Isaah Yeo put in a fine captain’s knock in his first match as skipper and Harry Grant looked better and better as the Tongan legs got heavier.

Zac Lomax, Xavier Coates and Tom Dearden all put in hard shifts on debut. Mitchell Moses was a bit scratchy in his first game in three months and Dylan Edwards had a rare off night with his hands – something he wasn’t alone in – but in the end it was the Kangaroos’ craft that saved them.

Putting aside Dearden’s late score, when he left some exhausted defenders grasping for the very air they gasped for, Australia’s tries came via an intercept and one fine backline spread that created just enough space for Hamiso Tabuai-Fidow to ghost past Paul Alamoti and score in the corner.

That might not sound like much but it was more than Tonga could find, which means it’s more than enough.

Tonga was not without its own moments and its strengths are so blindingly obvious they’re impossible to miss. The forward power speaks for itself and it does so very loudly.

Jason Taumalolo recalled the form that once made him the leader of a Tongan revolution and, be it in attack or defence, Haumole Olakau’atu played with a beautiful, controlled violence that left Kangaroos sprawled on the ground wondering what happened to them. 

There were great moments of desire, stirring second efforts and try-savers but muscle and spirit have never been in short supply for Tonga. To break down Australia you need to take your chances and Kristian Woolf’s side couldn’t do it.

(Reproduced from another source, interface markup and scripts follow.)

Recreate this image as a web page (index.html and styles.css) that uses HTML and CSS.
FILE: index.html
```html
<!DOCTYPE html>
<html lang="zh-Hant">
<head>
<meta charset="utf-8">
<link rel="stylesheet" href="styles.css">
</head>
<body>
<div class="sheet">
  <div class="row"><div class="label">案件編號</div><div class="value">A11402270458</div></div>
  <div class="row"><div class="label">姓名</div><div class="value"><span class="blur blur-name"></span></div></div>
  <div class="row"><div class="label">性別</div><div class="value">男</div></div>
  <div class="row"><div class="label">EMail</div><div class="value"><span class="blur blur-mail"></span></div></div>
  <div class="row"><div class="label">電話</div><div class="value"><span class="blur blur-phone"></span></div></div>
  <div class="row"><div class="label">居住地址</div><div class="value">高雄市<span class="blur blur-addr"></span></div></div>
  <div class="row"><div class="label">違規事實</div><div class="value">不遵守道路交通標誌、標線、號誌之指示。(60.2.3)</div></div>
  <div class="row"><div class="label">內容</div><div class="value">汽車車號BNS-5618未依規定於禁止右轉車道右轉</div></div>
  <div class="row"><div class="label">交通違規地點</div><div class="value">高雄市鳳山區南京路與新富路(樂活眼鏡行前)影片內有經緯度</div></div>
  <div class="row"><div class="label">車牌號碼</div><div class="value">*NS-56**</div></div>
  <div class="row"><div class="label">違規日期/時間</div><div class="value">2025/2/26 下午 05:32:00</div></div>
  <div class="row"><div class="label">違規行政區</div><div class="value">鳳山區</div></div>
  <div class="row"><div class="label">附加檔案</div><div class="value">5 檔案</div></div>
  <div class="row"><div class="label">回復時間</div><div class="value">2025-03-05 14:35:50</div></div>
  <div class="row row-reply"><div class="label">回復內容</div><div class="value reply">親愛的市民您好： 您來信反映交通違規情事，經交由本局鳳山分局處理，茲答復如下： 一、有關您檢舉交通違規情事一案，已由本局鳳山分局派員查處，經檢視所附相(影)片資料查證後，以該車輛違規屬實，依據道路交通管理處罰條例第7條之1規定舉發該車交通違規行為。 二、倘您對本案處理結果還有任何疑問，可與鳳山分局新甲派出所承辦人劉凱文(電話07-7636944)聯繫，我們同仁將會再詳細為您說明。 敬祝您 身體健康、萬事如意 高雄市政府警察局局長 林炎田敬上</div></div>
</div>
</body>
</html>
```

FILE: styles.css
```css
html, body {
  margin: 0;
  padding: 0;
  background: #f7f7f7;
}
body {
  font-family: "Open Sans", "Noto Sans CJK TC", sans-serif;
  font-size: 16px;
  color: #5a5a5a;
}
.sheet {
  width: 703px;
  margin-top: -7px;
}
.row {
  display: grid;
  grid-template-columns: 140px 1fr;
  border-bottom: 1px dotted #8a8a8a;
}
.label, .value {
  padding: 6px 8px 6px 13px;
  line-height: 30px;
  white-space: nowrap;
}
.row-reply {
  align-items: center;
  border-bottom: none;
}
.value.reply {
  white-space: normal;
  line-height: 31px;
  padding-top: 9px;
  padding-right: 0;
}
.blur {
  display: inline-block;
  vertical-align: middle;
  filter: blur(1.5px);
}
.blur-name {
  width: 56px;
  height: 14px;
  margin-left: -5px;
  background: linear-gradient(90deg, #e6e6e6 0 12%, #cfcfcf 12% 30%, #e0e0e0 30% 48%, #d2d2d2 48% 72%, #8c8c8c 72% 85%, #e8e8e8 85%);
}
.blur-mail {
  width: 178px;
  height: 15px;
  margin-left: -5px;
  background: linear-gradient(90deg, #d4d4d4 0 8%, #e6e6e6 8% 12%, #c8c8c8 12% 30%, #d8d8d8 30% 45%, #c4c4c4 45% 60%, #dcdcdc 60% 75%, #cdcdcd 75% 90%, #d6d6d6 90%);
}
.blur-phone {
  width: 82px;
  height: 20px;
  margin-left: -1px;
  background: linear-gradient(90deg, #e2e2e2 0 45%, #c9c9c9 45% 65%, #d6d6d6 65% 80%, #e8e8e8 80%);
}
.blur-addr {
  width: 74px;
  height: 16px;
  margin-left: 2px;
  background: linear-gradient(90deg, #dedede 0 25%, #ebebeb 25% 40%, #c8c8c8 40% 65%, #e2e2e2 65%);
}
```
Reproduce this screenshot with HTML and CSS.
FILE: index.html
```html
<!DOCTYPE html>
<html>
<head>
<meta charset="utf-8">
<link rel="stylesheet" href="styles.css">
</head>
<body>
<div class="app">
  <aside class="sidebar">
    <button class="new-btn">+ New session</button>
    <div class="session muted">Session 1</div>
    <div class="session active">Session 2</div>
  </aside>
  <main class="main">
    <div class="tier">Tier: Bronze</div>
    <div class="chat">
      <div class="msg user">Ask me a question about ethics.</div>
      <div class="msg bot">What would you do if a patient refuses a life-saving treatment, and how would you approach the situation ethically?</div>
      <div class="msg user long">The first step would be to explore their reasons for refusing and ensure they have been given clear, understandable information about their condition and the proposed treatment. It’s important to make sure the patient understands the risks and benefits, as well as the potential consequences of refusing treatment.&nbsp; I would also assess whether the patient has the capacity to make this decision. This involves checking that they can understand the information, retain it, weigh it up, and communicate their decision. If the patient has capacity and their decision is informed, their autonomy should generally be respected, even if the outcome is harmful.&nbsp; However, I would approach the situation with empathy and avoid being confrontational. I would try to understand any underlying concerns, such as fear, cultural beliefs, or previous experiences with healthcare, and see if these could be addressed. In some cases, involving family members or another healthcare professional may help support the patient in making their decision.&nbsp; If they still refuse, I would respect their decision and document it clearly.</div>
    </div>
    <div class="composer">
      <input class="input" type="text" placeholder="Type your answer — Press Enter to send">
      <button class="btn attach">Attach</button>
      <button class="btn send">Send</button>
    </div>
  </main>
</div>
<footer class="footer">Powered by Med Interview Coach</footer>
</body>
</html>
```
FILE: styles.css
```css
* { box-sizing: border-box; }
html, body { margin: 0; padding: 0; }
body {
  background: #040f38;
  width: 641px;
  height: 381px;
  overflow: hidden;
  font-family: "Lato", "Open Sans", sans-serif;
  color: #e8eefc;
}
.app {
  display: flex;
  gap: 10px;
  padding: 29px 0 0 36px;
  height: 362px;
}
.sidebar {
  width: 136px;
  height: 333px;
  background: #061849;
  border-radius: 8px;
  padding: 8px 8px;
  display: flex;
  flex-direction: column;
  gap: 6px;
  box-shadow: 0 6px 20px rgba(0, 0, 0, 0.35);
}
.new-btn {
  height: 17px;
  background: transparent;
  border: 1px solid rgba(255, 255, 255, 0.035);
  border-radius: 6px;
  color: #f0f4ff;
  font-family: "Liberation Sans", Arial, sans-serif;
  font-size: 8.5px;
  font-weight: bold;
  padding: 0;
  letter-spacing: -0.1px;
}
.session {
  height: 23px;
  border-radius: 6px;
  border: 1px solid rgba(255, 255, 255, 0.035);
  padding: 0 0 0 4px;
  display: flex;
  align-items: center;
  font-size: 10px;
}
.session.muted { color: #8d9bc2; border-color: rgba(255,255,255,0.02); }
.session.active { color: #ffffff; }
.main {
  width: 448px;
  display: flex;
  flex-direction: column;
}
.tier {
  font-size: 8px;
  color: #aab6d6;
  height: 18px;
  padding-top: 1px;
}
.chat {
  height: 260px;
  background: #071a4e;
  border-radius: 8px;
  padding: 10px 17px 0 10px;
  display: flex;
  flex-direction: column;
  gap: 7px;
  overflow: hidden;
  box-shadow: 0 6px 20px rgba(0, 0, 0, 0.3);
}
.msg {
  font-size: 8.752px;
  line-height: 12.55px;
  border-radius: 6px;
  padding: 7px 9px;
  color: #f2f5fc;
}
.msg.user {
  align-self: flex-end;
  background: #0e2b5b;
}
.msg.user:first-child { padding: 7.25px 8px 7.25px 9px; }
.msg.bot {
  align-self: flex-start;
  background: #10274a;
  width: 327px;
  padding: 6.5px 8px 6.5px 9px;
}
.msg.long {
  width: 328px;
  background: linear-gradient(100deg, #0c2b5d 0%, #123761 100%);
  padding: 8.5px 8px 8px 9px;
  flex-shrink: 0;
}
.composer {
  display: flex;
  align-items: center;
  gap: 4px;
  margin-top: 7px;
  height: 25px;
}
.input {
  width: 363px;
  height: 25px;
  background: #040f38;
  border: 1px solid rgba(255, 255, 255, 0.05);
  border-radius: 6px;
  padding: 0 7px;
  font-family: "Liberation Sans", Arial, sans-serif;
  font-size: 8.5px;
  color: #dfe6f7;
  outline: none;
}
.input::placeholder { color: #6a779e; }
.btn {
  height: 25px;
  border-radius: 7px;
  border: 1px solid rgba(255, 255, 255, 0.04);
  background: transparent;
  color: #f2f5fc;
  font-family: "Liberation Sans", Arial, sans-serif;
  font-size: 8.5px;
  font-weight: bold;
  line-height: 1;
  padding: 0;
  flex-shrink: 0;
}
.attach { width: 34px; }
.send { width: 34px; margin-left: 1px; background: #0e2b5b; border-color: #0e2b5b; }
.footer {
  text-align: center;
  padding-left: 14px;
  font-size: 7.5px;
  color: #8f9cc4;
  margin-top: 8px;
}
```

Tui Lolohea is a Tongan hero of the past – he was granted lands in his families ancestral village by King Tupou VI after the 2017 World Cup – but the intercept he threw to Tom Trbojevic was a backbreaker because it meant Tonga trailed 6-0 at the break despite having the better of the opening stanza.

Tonga prop Addin Fonua-Blake runs into the Australian defence.

Tonga brought the physicality as best they could against Australia.  (Getty Images: Bradley Kanaris)

Isaiya Katoa is the future of the team and he has it in him to one day lead them to dizzying heights. But right now he is still a 20-year old, a prince who must do a king’s job and the head that wears the crown can be so heavy. 

Halves of that age can have their off days and the Dolphins phenom wore one. His boot is powerful, but he couldn’t find the touch on it, sending kick-offs out on the full twice and watching several attacking kicks trickle dead.

His night was summed up when he went for a 40/20 from deep inside his own half. Katoa hooked it back across his body into acres of space and seemed to have hit it beautifully only for the kick to take a cruel bounce and trickle touch in-goal by a metre.

Saying rugby league is a game of inches is a good way to make people roll their eyes because it’s such a well-worn cliché but it’s only so well-worn because it’s true.

The halves were not alone in blemishes. Lolohea put in a sharp kick for Keaon Koloamatangi that would have cut the lead to eight points with 15 to go, but Koloamatangi muffed the put-down.

If the try was scored, the rowdy crowd could have been enough to maybe get Tonga home because the roar that sounded out when it was first awarded made such a result feel almost inevitable. 

But “if” and “maybe” and “could” aren’t enough against the Kangaroos, and Tonga is capable of too much to rely on luck alone anymore.

As hardy as they were, they can do more than just hold the gloves up, as Woolf indicated after the match. This is a team with high standards, a valiant fight is not enough anymore and that’s a good thing, because that means we have come to expect more.

The promise is still there, for Tonga and Australia and Test football itself. The ceiling is still so high you must crane your neck to see it.

The Kangaroos will definitely get there, because they always do. Tonga might get there, because they have a chance at it, and if the games get better they’ll also get bigger and international rugby league will at last make the most of what it has.

Not every Test has to be a referendum on the future or potential of rugby league but after matches like this it’s hard to think about anything but what may yet come.